• **Task**:
Copy out all lines in the data below containing the string "styles".

• **Provided data**:

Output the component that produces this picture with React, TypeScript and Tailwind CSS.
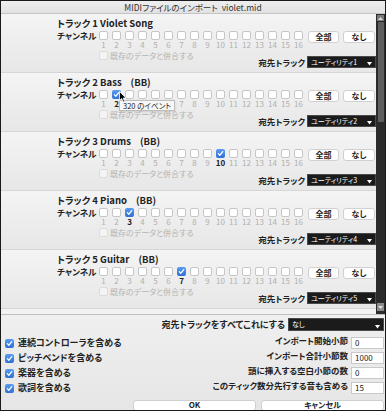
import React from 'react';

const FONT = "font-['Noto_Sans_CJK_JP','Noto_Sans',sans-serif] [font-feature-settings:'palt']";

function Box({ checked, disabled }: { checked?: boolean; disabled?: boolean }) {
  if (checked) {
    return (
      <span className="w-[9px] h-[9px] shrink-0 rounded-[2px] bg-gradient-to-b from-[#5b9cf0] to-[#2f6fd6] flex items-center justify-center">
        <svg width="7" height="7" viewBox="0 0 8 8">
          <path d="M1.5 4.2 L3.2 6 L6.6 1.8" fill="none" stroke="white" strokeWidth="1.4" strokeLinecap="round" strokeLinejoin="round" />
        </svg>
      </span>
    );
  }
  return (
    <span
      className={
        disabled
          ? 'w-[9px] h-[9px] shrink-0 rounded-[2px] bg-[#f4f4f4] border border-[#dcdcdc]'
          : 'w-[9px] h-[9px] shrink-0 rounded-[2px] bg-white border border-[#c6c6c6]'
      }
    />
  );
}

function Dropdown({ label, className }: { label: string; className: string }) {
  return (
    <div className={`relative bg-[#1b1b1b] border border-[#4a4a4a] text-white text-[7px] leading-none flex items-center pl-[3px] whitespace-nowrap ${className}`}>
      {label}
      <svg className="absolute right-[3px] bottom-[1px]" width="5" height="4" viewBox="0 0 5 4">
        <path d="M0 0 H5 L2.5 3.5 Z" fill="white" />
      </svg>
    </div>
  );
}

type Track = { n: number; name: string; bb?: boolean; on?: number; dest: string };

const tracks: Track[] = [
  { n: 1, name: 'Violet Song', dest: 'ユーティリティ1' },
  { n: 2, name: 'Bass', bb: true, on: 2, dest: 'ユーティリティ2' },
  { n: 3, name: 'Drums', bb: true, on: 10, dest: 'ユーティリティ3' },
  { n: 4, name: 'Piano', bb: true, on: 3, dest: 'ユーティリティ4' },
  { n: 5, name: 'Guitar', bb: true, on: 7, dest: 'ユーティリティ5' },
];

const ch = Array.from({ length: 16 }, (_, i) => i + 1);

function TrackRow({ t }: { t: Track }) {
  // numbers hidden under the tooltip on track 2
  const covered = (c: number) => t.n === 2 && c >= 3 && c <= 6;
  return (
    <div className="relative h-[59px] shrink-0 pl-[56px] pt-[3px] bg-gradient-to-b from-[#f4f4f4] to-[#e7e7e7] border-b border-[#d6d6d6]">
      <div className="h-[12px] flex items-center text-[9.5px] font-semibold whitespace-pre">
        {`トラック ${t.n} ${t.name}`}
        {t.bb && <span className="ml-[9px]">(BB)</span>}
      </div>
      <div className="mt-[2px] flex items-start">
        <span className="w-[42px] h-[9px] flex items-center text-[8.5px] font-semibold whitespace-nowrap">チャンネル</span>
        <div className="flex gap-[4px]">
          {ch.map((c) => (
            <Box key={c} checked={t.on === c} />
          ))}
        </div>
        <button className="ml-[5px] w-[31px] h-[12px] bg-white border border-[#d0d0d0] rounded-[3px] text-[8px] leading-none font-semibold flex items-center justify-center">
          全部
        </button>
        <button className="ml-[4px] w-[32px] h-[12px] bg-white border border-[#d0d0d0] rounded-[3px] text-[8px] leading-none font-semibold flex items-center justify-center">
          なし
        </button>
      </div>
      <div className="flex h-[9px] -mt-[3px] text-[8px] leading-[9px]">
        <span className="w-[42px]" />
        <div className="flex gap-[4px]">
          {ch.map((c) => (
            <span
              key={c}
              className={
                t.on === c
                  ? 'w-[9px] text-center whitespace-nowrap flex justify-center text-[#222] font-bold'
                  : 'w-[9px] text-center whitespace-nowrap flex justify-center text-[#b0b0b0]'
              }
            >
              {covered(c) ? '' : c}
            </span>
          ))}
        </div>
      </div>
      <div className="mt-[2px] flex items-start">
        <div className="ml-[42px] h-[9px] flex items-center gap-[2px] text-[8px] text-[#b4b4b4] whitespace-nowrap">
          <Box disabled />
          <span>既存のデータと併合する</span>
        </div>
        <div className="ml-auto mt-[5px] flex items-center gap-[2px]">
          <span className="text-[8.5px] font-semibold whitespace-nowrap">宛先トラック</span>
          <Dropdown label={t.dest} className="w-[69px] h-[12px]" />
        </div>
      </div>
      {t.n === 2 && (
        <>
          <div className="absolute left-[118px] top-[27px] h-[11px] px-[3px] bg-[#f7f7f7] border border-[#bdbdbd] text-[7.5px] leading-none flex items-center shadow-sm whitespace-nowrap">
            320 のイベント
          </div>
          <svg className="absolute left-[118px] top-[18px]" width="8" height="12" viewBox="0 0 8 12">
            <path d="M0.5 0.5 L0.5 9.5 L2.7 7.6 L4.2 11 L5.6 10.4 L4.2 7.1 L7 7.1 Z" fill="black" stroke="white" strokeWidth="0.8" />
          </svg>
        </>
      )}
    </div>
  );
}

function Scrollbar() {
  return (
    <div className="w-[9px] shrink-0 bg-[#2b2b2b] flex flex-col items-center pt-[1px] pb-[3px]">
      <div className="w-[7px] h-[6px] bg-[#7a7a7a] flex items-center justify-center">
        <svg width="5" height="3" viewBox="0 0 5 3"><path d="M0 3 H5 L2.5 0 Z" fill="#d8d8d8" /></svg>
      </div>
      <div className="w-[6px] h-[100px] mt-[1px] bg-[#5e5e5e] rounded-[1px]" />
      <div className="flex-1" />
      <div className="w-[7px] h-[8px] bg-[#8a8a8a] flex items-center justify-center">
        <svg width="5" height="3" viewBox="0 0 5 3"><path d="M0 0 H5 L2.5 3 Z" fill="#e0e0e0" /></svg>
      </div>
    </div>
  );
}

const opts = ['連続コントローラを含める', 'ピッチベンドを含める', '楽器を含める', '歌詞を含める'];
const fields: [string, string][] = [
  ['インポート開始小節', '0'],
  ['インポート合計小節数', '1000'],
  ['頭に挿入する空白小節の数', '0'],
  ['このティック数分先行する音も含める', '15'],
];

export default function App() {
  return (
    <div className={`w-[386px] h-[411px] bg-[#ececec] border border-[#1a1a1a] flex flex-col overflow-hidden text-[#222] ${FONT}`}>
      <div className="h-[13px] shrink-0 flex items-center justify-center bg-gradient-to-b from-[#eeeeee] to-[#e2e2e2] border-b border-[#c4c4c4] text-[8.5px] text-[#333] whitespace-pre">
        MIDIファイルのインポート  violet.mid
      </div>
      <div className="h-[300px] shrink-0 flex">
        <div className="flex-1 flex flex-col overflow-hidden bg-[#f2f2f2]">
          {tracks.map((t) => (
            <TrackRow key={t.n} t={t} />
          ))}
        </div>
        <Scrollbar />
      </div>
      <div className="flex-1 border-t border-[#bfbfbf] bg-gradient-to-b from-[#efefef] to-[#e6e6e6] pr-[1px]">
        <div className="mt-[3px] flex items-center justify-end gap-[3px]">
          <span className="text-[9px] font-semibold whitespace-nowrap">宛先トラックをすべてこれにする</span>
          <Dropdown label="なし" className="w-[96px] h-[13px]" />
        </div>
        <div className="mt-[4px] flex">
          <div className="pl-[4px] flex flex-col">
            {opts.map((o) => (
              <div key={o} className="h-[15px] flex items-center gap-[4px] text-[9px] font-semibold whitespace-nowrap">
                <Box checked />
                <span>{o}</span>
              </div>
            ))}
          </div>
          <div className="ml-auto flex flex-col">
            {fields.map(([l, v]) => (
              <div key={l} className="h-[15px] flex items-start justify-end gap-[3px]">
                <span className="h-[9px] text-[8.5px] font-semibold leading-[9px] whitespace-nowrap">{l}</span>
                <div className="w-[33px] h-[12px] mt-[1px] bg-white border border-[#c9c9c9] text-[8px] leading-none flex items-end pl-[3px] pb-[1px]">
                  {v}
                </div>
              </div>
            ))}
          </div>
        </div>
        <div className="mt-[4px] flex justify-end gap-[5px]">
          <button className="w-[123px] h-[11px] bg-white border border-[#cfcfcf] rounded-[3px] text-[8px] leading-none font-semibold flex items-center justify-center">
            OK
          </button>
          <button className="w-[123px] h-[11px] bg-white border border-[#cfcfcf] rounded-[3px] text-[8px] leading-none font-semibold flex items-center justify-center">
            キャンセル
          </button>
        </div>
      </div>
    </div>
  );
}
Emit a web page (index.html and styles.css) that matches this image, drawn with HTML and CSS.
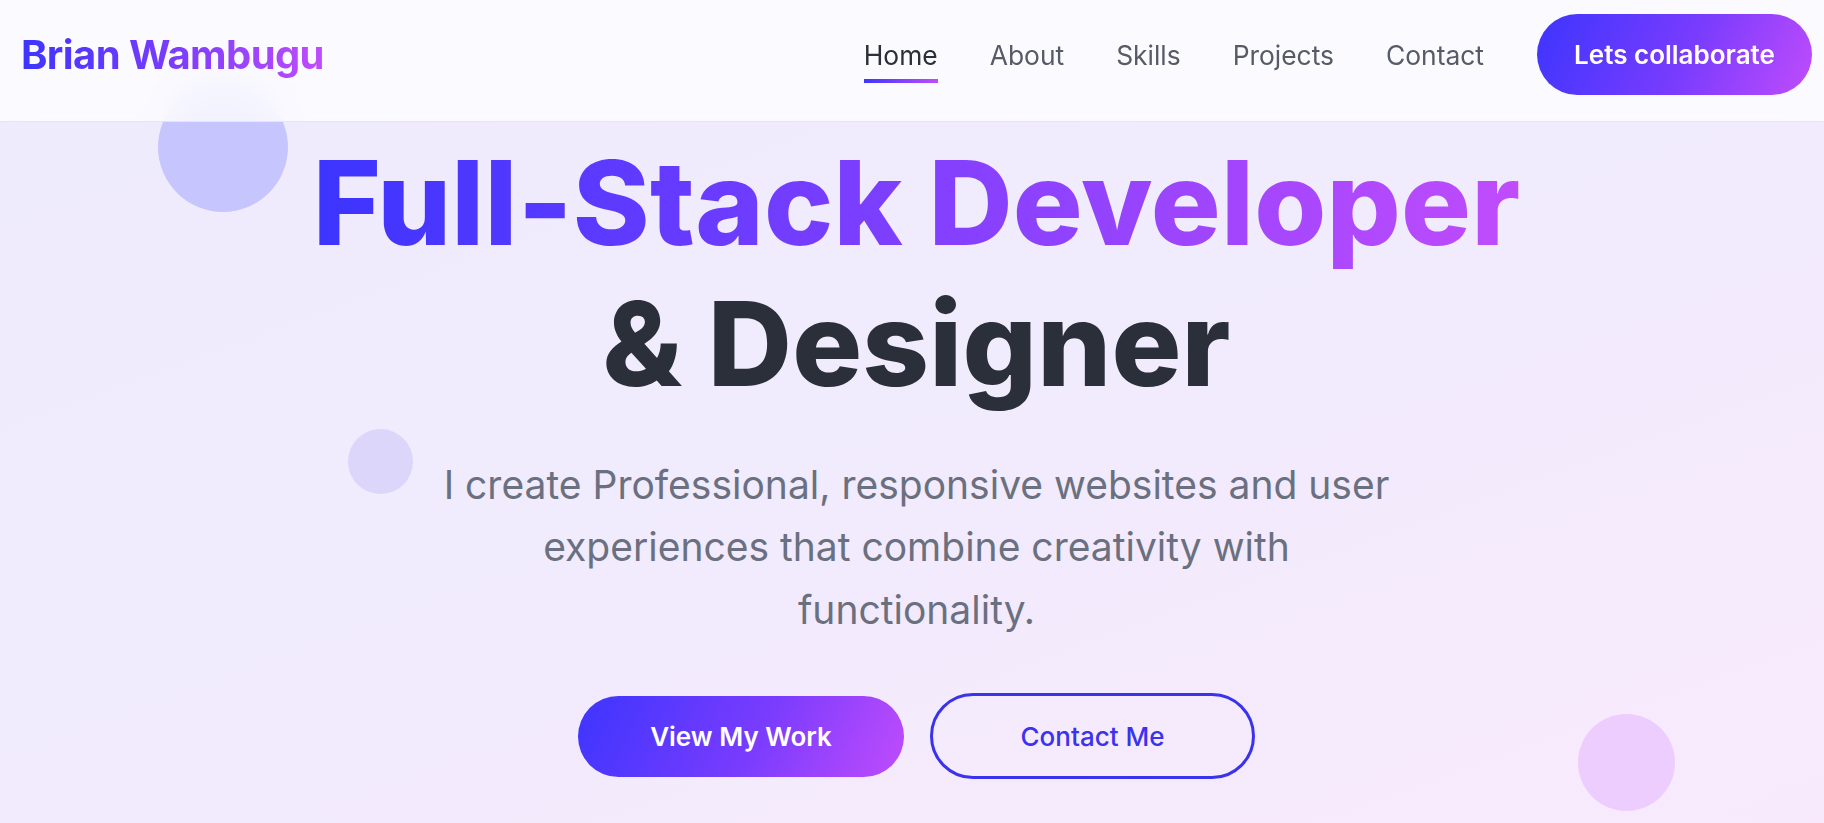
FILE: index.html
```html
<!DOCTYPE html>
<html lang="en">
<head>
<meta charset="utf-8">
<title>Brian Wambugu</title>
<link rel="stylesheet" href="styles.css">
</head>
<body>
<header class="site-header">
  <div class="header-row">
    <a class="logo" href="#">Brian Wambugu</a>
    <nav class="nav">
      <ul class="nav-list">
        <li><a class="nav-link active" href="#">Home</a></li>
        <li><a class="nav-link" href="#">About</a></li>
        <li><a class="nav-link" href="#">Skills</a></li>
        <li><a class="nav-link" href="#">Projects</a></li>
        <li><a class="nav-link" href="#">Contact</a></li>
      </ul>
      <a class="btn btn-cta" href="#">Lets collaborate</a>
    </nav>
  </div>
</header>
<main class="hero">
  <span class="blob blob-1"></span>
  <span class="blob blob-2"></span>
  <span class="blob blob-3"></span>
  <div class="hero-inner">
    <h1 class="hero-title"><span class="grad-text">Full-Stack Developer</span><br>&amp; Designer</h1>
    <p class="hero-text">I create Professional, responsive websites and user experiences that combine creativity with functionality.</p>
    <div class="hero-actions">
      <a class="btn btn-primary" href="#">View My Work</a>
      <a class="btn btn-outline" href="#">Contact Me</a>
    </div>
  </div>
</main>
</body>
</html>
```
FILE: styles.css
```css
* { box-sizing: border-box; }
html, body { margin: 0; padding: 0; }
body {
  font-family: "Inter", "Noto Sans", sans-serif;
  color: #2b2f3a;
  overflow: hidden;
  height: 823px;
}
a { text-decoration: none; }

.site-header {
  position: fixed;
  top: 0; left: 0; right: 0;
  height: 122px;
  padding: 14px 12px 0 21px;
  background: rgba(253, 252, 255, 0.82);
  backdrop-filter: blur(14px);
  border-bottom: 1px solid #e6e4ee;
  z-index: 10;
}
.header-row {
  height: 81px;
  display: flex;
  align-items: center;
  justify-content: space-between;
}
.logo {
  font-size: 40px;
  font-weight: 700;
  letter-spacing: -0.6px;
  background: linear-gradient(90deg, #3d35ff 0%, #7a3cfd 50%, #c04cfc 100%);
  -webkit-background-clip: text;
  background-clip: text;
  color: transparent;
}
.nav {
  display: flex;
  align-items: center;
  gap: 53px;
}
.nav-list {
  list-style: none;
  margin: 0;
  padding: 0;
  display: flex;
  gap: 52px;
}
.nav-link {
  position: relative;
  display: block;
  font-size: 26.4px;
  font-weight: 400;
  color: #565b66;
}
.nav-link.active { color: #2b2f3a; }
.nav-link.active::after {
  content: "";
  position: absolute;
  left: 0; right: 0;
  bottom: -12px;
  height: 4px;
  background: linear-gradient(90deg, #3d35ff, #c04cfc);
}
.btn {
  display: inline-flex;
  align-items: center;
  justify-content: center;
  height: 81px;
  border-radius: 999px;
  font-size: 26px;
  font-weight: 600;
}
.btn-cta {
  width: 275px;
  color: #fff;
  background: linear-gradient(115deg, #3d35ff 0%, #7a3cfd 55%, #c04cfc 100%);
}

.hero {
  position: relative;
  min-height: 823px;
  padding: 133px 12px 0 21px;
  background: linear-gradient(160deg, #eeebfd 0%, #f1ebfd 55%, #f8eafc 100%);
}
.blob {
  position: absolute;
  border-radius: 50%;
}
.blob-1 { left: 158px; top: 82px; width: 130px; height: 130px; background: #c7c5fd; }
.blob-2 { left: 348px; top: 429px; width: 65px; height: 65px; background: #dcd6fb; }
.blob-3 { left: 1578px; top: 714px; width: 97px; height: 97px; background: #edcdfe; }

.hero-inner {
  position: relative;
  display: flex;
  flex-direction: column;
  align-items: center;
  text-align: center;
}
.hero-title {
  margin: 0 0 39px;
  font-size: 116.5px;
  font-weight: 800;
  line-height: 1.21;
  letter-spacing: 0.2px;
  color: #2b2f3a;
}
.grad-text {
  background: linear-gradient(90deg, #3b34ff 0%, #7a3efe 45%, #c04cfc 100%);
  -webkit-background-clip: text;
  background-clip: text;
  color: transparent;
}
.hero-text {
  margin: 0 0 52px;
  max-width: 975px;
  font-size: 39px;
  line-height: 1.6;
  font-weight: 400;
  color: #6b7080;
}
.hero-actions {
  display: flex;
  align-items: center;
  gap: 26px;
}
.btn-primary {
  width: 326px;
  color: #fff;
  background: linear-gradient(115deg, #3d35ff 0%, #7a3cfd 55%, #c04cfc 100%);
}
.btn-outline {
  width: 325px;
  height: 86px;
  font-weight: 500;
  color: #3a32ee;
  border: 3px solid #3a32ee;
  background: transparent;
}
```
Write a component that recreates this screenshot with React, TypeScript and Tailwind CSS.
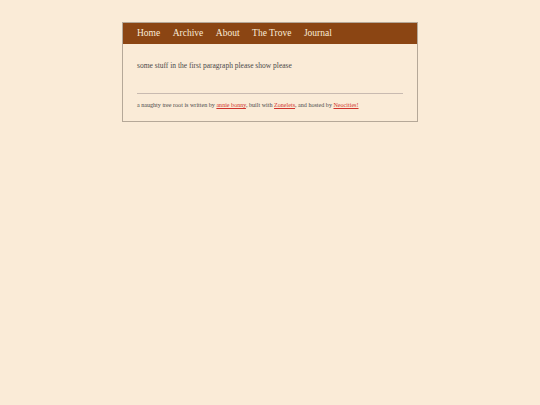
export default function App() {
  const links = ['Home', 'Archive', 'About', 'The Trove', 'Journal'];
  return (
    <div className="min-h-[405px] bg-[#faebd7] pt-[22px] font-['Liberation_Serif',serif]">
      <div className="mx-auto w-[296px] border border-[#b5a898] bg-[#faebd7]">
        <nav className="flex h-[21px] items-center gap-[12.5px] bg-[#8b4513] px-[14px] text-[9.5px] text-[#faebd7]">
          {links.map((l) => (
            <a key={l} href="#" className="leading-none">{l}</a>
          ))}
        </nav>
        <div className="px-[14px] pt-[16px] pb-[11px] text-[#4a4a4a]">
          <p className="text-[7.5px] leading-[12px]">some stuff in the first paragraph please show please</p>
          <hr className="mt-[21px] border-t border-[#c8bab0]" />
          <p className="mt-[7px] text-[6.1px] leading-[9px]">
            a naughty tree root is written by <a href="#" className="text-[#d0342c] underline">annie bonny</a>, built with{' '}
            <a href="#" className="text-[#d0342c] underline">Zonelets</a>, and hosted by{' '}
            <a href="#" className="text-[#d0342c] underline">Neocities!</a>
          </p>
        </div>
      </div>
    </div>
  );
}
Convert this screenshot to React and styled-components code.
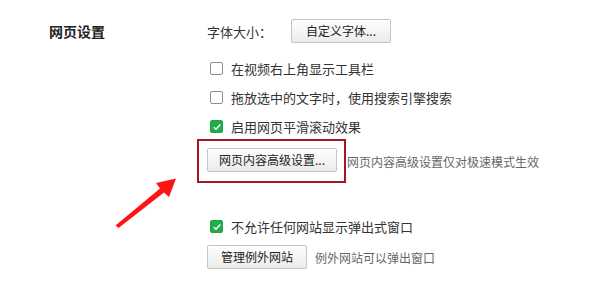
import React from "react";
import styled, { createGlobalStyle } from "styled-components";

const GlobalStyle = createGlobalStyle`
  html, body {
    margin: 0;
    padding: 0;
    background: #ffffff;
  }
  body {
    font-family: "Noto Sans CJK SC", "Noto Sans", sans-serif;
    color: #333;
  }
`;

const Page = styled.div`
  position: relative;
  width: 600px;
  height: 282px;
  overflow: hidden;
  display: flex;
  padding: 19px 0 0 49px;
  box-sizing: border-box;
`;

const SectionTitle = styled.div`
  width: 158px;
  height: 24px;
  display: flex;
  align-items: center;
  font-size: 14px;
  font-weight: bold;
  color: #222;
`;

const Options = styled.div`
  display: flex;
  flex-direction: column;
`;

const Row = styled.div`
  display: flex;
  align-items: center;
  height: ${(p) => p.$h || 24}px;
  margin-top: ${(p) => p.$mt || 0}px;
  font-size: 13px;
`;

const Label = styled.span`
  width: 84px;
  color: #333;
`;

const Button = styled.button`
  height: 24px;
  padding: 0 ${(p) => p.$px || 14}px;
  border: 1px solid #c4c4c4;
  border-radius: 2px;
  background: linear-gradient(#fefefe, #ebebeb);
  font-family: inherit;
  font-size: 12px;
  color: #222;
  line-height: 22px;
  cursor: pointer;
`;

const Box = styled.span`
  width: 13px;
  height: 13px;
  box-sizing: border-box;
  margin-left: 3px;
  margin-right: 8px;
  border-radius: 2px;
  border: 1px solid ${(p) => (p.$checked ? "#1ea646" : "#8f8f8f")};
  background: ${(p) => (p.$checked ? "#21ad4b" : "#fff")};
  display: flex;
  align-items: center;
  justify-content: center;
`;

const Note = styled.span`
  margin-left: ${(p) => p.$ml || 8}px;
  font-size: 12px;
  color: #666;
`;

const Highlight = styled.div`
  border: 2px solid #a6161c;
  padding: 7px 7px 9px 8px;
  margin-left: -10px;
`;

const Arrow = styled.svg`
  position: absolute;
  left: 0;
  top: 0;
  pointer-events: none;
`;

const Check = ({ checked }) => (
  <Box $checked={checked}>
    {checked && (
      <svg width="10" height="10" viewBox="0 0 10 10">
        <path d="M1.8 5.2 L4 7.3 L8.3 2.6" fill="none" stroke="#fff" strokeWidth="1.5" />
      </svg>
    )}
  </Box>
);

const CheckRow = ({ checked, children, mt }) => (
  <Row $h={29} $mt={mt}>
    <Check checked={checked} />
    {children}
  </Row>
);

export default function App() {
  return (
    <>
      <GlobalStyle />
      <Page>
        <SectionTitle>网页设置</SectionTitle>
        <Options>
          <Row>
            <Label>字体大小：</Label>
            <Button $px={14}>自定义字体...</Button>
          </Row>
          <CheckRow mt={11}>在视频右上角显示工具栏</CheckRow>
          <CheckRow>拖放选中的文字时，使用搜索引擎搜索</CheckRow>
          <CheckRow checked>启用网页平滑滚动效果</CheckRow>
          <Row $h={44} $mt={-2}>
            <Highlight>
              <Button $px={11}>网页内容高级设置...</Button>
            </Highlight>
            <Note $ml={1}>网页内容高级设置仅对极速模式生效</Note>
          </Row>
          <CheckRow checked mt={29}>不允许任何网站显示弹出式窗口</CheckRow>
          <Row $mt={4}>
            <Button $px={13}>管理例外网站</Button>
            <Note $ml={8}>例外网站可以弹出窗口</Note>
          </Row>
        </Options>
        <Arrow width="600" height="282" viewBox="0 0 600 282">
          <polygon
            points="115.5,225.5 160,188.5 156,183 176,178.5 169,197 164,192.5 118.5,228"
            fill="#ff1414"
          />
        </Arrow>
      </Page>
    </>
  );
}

• **The output**:
Emit a web page (index.html and styles.css) that matches this image, drawn with HTML and CSS.
<link rel="stylesheet" href="styles.css">
FILE: styles.css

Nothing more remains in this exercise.